Machine learning models outperform linear regression models, confirming that the relationship between chromatin accessibility and gene expression is more complex than simple correlation between increased accessibility and increased expression.

□ Parabricks: GPU Accelerated Universal Pan-Instrument Genomics Analysis Software Suite
>>
https://www.biorxiv.org/content/10.1101/2025.07.23.666378v1
Parabricks, a freely accessible, GPU-accelerated software suite supporting diverse workflows, including whole-genome, exome, transcriptome, and methylation analysis.
Parabricks is designed to streamline and accelerate a comprehensive range of genomic analysis modules by integrating industry-standard aligners such as BWA-MEM, Minimap2, and pangenome-aware Giraffe, as well as providing accelerated BWA-Meth for bisulfite sequencing.

□ scVizComm: Pathway-Centric Visualization of Cell-Cell Communication in Single-Cell Transcriptomics Data
>>
https://www.biorxiv.org/content/10.1101/2025.07.25.666732v1
scVizComm, an interactive visualization tool to display pathway and associated ligand-receptor interactions. scViZComm visualises condition-wise Ligand-Receptor interaction for the source and target clusters of choice, and determines expression dependent LR Score.
scVizComm features distribution of genes associated with the selected pathway using AUCell, and KEGG pathway analysis for the receptors associated per cluster or condition, thereby deter-mining the downstream of the receptor.
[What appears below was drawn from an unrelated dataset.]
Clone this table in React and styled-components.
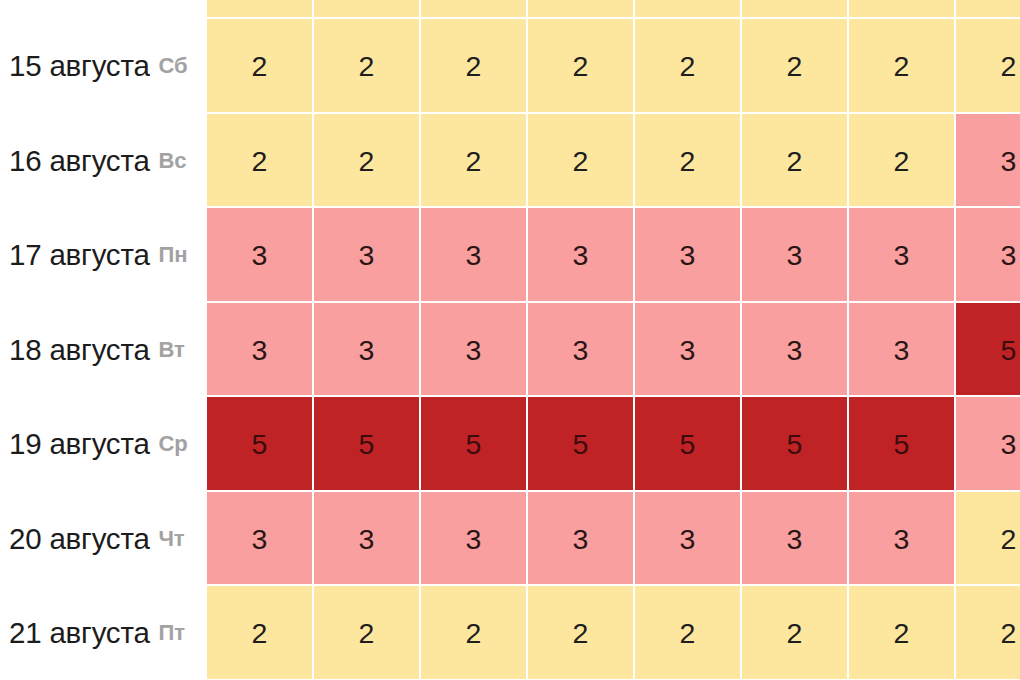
import React from "react";
import styled, { createGlobalStyle } from "styled-components";

const Global = createGlobalStyle`
  html, body { margin: 0; padding: 0; background: #ffffff; overflow: hidden; }
  body { font-family: "Liberation Sans", Arial, sans-serif; }
`;

const Page = styled.div`
  width: 1020px;
  height: 680px;
  overflow: hidden;
  background: #ffffff;
`;

const Table = styled.div`
  display: grid;
  grid-template-columns: 205px repeat(8, 105px);
  grid-auto-rows: 92.5px;
  grid-template-rows: 17px;
  column-gap: 2px;
  row-gap: 2px;
`;

const Label = styled.div`
  display: flex;
  align-items: center;
  padding-left: 9px;
  padding-top: 2px;
  white-space: nowrap;
  font-size: 29.5px;
  color: #1c1c1c;
  letter-spacing: -0.2px;
`;

const Day = styled.span`
  margin-left: 9px;
  font-size: 22px;
  font-weight: 700;
  color: #a2a2a2;
`;

const palette = {
  2: { bg: "#fde79f", fg: "#1e1e1e" },
  3: { bg: "#fa9f9f", fg: "#2a1515" },
  5: { bg: "#c02326", fg: "#3c0c0c" },
};

const Cell = styled.div`
  display: flex;
  align-items: center;
  justify-content: center;
  background: ${(p) => palette[p.$level].bg};
  color: ${(p) => palette[p.$level].fg};
  font-size: 28.5px;
  padding-top: 3px;
`;

const rows = [
  { date: "15 августа", day: "Сб", v: [2, 2, 2, 2, 2, 2, 2, 2] },
  { date: "16 августа", day: "Вс", v: [2, 2, 2, 2, 2, 2, 2, 3] },
  { date: "17 августа", day: "Пн", v: [3, 3, 3, 3, 3, 3, 3, 3] },
  { date: "18 августа", day: "Вт", v: [3, 3, 3, 3, 3, 3, 3, 5] },
  { date: "19 августа", day: "Ср", v: [5, 5, 5, 5, 5, 5, 5, 3] },
  { date: "20 августа", day: "Чт", v: [3, 3, 3, 3, 3, 3, 3, 2] },
  { date: "21 августа", day: "Пт", v: [2, 2, 2, 2, 2, 2, 2, 2] },
];

export default function App() {
  return (
    <Page>
      <Global />
      <Table>
        <Label />
        {Array.from({ length: 8 }).map((_, i) => (
          <Cell key={"t" + i} $level={2} />
        ))}
        {rows.map((r) => (
          <React.Fragment key={r.date}>
            <Label>
              {r.date}
              <Day>{r.day}</Day>
            </Label>
            {r.v.map((n, i) => (
              <Cell key={i} $level={n}>
                {n}
              </Cell>
            ))}
          </React.Fragment>
        ))}
      </Table>
    </Page>
  );
}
□ CYCLONE: recycle contrastive learning for integrating single-cell gene expression data
>>
https://bmcbioinformatics.biomedcentral.com/articles/10.1186/s12859-025-06214-0
CYCLONE, a new method for integrating single-cell gene expression data using a recycle contrastive learning network. The contrastive learning network and the VAE model work together to jointly train the low-dimensional representations.
CYCLONE iteratively updates the network parameters using gradient backpropagation to navigate the low-dimensional space, gradually reducing noise. This recycle update process enhances the accuracy of positive sample pairs, effectively guiding batch effect removal.
CYCLONE constructs positive sample pairs by augmenting MNN pairs with KNN pairs identified within batches, thereby expanding the range of covered cell types.